Mode CCO: Alipay success can be replicated in the UK
Rita Liu, chief commercial officer (CCO) at Mode and Alipay’s former UK CEO, thinks too many fintechs – particularly challenger banks – still rely on interchange fees.
“Neobanks losing money has been a hot topic in the past month,” Liu tells FinTech Futures.
“Challengers have built their offering on top of the card schemes, which means they naturally lean on this [card-centric] process.”
But with the advent of open banking as a way to pay, these card schemes could one day become obsolete.
That’s because account-to-account (A2A) payments initiated by open banking skip the need for a card altogether.
Mode, a fintech set to float on the London Stock Exchange (LSE) this year, is hoping to push adoption for a no-card payments model between merchants and consumers..
“We are building directly on the merchants and consumers,” explains Liu, whose appointment as CCO was announced in August.
“Technology will play a very important role in helping consumers and businesses survive this crisis, look at how barcodes have been used at restaurants,” she says, highlighting the smaller jump consumers now need to make to QR code-based payments.
Putting the “Alipay” in “UK”
Liu spent more than ten years at Alipay, the payments arm of Chinese Big Tech Ant Financial.
She was a founding member of its international business, which she expanded across Asia, Europe, and North America.
“I fought a lot for the success it managed to achieve,” says Liu. In 2019, Alipay landed a deal with Barclaycard, which processes almost half of the UK’s debit and credit card transactions.
It also bought UK payments group WorldFirst in a deal worth roughly $700 million.
The aim of Alipay’s expansion is aimed at boosting merchant acceptance for Chinese tourists outside Asia.
Liu left Alipay in part because of this. Whilst she agrees that the Chinese tourist play is “a huge business opportunity”, she also thinks “Alipay is very big”. With “so many priorities everywhere”, she felt bringing disruptive change to a single market was hard.
Hence her move to Mode, a company essentially looking to achieve Alipay-like success in the UK. It aims to let consumers to pay merchants direct from their bank accounts – just as QR codes allow the Chinese to do.
Whilst Alipay’s parent gears up for a $35 billion IPO in Hong Kong and Shanghai, Mode is gearing up for a $40 million IPO on the LSE next month.

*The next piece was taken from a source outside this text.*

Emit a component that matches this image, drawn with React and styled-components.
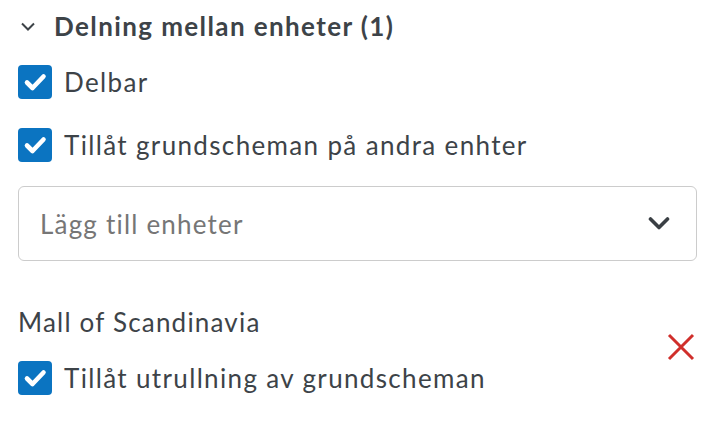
import styled, { createGlobalStyle } from 'styled-components';

const Global = createGlobalStyle`
  body {
    margin: 0;
    background: #ffffff;
    font-family: Lato, "Liberation Sans", sans-serif;
    color: #3d4348;
  }
`;

const Panel = styled.div`
  padding: 0 23px 0 18px;
  width: 720px;
  box-sizing: border-box;
`;

const Header = styled.div`
  display: flex;
  align-items: center;
  height: 52px;
  gap: 19px;
  padding-left: 3px;
`;

const Title = styled.h2`
  margin: 0;
  font-size: 26px;
  letter-spacing: 1.4px;
  font-weight: 700;
  color: #3d4348;
`;

const Row = styled.label`
  display: flex;
  align-items: center;
  gap: 12px;
  height: 34px;
  margin-top: ${p => p.$top || 0}px;
  font-size: 26px;
  letter-spacing: 1.35px;
  color: #3d4348;
`;

const Box = styled.span`
  width: 34px;
  height: 34px;
  border-radius: 4px;
  background: #0b74c1;
  display: flex;
  flex-shrink: 0;
`;

const Select = styled.div`
  margin-top: 24px;
  height: 75px;
  border: 1.5px solid #cccccc;
  border-radius: 6px;
  box-sizing: border-box;
  display: flex;
  align-items: center;
  justify-content: space-between;
  padding: 0 26px 0 21px;
`;

const Placeholder = styled.span`
  font-size: 26px;
  letter-spacing: 1.2px;
  color: #767676;
`;

const Unit = styled.div`
  margin-top: 46px;
  display: flex;
  align-items: center;
  justify-content: space-between;
`;

const UnitName = styled.div`
  font-size: 26px;
  letter-spacing: 1.2px;
  color: #3d4348;
  line-height: 30px;
`;

const RemoveButton = styled.button`
  border: 0;
  background: none;
  padding: 0;
  margin-right: 2px;
  margin-bottom: 8px;
  display: flex;
`;

const Check = () => (
  <svg width="34" height="34" viewBox="0 0 34 34">
    <path d="M9 17.5 L14.5 23 L25.5 11.5" fill="none" stroke="#fff" strokeWidth="4.6" strokeLinecap="round" strokeLinejoin="round" />
  </svg>
);

function Checkbox({ label, top }) {
  return (
    <Row $top={top}>
      <Box><Check /></Box>
      <span>{label}</span>
    </Row>
  );
}

export default function App() {
  return (
    <Panel>
      <Global />
      <Header>
        <svg width="14" height="9" viewBox="0 0 14 9">
          <path d="M1 1.5 L7 7.5 L13 1.5" fill="none" stroke="#3d4348" strokeWidth="2" />
        </svg>
        <Title>Delning mellan enheter (1)</Title>
      </Header>
      <Checkbox label="Delbar" top={13} />
      <Checkbox label="Tillåt grundscheman på andra enhter" top={29} />
      <Select>
        <Placeholder>Lägg till enheter</Placeholder>
        <svg width="22" height="15" viewBox="0 0 22 15">
          <path d="M2.5 3 L11 11.5 L19.5 3" fill="none" stroke="#3a3f44" strokeWidth="3.6" strokeLinecap="round" strokeLinejoin="round" />
        </svg>
      </Select>
      <Unit>
        <div>
          <UnitName>Mall of Scandinavia</UnitName>
          <Checkbox label="Tillåt utrullning av grundscheman" top={24} />
        </div>
        <RemoveButton aria-label="Ta bort">
          <svg width="28" height="28" viewBox="0 0 28 28">
            <path d="M2 2 L26 26 M26 2 L2 26" stroke="#d02f2b" strokeWidth="3" />
          </svg>
        </RemoveButton>
      </Unit>
    </Panel>
  );
}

Already a partner of WeChat and Alipay, Mode hopes the IPO will raise its profile. It will also use the proceeds to fund its open banking payments solution, and a rewards scheme for merchants.
Card issuers can invest, but they can’t change
Asked whether card issuers can fight back, Liu’s view is simple. “Card issuers won’t change their commercial structure to A2A payments,” she says.
That’s because without card fees, the likes of Visa and Mastercard simply can’t make enough money to survive. In other words, becoming ‘too’ relevant in an open banking world could kill them.
Asked what she thought of Visa and Mastercard’s respective acquisitions of Plaid and Finicity, Liu says: “If card schemes or incumbents are investing heavily in open banking, then that’s pushing the trend. But being able to move money directly is essentially different to the commercial model of card schemes.”
So, whilst these investments are good for open banking, are the investors themselves just buying time?
Like much of the industry, Liu thinks payments are the “biggest” use case for open banking.
That’s why Mode is consolidating its consumer-facing app into a “banking plus payments” tool in Q4.
“This will lead us to build the path to a connected ecosystem,” says Liu. “And a key piece of that is going to leverage open banking, allowing users to pay directly from a bank account.”
She adds: “Card is dominant, and it’s been like that for decades – but with open banking, there’s an opportunity to disrupt that and cut out the middleman.”
Later down the line, Mode envisions creating a “super app”. This is the model carved out by Southeast Asian players such as Grab and Gojek in recent years.
The idea is that the savings merchants make on card fees can be reinvested into loyalty programmes which help sellers target the right consumers.
“We’re making the current payment and loyalty experience into one connected experience,” explains Liu.
“We have got overwhelming interest from merchant. They have marketing dollars, but the problem is that the return on investment (ROI) is hard to calculate without a platform like ours.”
The consumer play is trickier
With an IPO looming, Mode has got a busy year of business ahead of it.
But one of the key issues Mode still needs to address is the value proposition for the consumer. Whilst the merchant clearly benefits from an open banking payment solution, the benefits for the consumer are less clear.
“We’re still building up the value proposition on this,” says Liu. Mode is currently trying to bring in more in-app integrations which directly benefit users.
“You can use our mobile wallet to invest bitcoin at a 5% APY [annual percentage yield] – that’s a pretty attractive proposition considering the current 0% interest rate climate,” says Liu.
“But it takes time for people to understand what we’re doing,” she adds, again pointing to why the company has chosen now to float.
“For us, an IPO is a unique thing to do. And we’re one of the first to be floating on LSE with a strong crypto asset in our offering.”